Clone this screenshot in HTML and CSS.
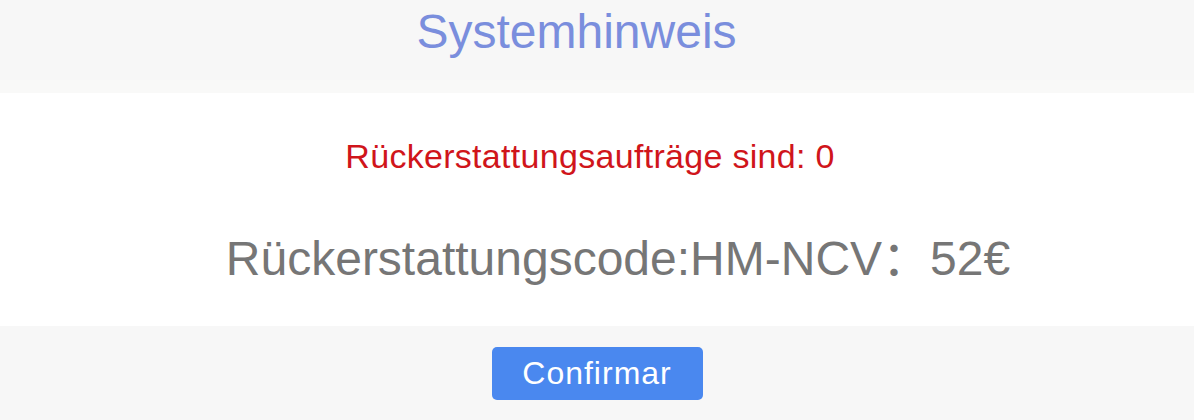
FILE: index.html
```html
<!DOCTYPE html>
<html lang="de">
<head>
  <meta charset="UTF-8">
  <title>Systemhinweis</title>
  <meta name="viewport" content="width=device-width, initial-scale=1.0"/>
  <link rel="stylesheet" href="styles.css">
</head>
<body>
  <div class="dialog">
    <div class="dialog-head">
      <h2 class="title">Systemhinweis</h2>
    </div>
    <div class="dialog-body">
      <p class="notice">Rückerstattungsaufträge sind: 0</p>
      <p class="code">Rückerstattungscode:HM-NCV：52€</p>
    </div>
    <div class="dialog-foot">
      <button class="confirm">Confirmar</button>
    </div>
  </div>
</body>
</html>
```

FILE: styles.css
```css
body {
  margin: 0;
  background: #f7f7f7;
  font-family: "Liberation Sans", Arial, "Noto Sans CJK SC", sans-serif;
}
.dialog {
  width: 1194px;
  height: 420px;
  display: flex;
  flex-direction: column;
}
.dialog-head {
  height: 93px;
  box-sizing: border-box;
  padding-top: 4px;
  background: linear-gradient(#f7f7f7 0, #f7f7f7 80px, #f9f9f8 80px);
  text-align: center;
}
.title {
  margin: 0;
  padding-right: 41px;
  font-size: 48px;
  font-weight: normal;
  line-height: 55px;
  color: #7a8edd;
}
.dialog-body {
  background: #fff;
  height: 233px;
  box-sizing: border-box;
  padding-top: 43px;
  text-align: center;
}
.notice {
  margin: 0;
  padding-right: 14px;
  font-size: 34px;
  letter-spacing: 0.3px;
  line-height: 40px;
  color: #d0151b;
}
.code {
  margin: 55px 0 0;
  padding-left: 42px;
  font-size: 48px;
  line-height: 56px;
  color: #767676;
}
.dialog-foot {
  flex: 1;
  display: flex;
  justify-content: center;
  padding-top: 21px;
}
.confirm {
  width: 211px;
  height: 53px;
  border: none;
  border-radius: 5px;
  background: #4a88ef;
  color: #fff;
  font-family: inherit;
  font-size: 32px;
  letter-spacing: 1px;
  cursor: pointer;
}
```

***

**Direction**
Quote every line word for word and keep the images out of the copy.

**Output of the task**
Clone this screenshot in HTML and CSS.
FILE: index.html
```html
<!DOCTYPE html>
<html lang="de">
<head>
  <meta charset="UTF-8">
  <title>Systemhinweis</title>
  <meta name="viewport" content="width=device-width, initial-scale=1.0"/>
  <link rel="stylesheet" href="styles.css">
</head>
<body>
  <div class="dialog">
    <div class="dialog-head">
      <h2 class="title">Systemhinweis</h2>
    </div>
    <div class="dialog-body">
      <p class="notice">Rückerstattungsaufträge sind: 0</p>
      <p class="code">Rückerstattungscode:HM-NCV：52€</p>
    </div>
    <div class="dialog-foot">
      <button class="confirm">Confirmar</button>
    </div>
  </div>
</body>
</html>
```

FILE: styles.css
```css
body {
  margin: 0;
  background: #f7f7f7;
  font-family: "Liberation Sans", Arial, "Noto Sans CJK SC", sans-serif;
}
.dialog {
  width: 1194px;
  height: 420px;
  display: flex;
  flex-direction: column;
}
.dialog-head {
  height: 93px;
  box-sizing: border-box;
  padding-top: 4px;
  background: linear-gradient(#f7f7f7 0, #f7f7f7 80px, #f9f9f8 80px);
  text-align: center;
}
.title {
  margin: 0;
  padding-right: 41px;
  font-size: 48px;
  font-weight: normal;
  line-height: 55px;
  color: #7a8edd;
}
.dialog-body {
  background: #fff;
  height: 233px;
  box-sizing: border-box;
  padding-top: 43px;
  text-align: center;
}
.notice {
  margin: 0;
  padding-right: 14px;
  font-size: 34px;
  letter-spacing: 0.3px;
  line-height: 40px;
  color: #d0151b;
}
.code {
  margin: 55px 0 0;
  padding-left: 42px;
  font-size: 48px;
  line-height: 56px;
  color: #767676;
}
.dialog-foot {
  flex: 1;
  display: flex;
  justify-content: center;
  padding-top: 21px;
}
.confirm {
  width: 211px;
  height: 53px;
  border: none;
  border-radius: 5px;
  background: #4a88ef;
  color: #fff;
  font-family: inherit;
  font-size: 32px;
  letter-spacing: 1px;
  cursor: pointer;
}
```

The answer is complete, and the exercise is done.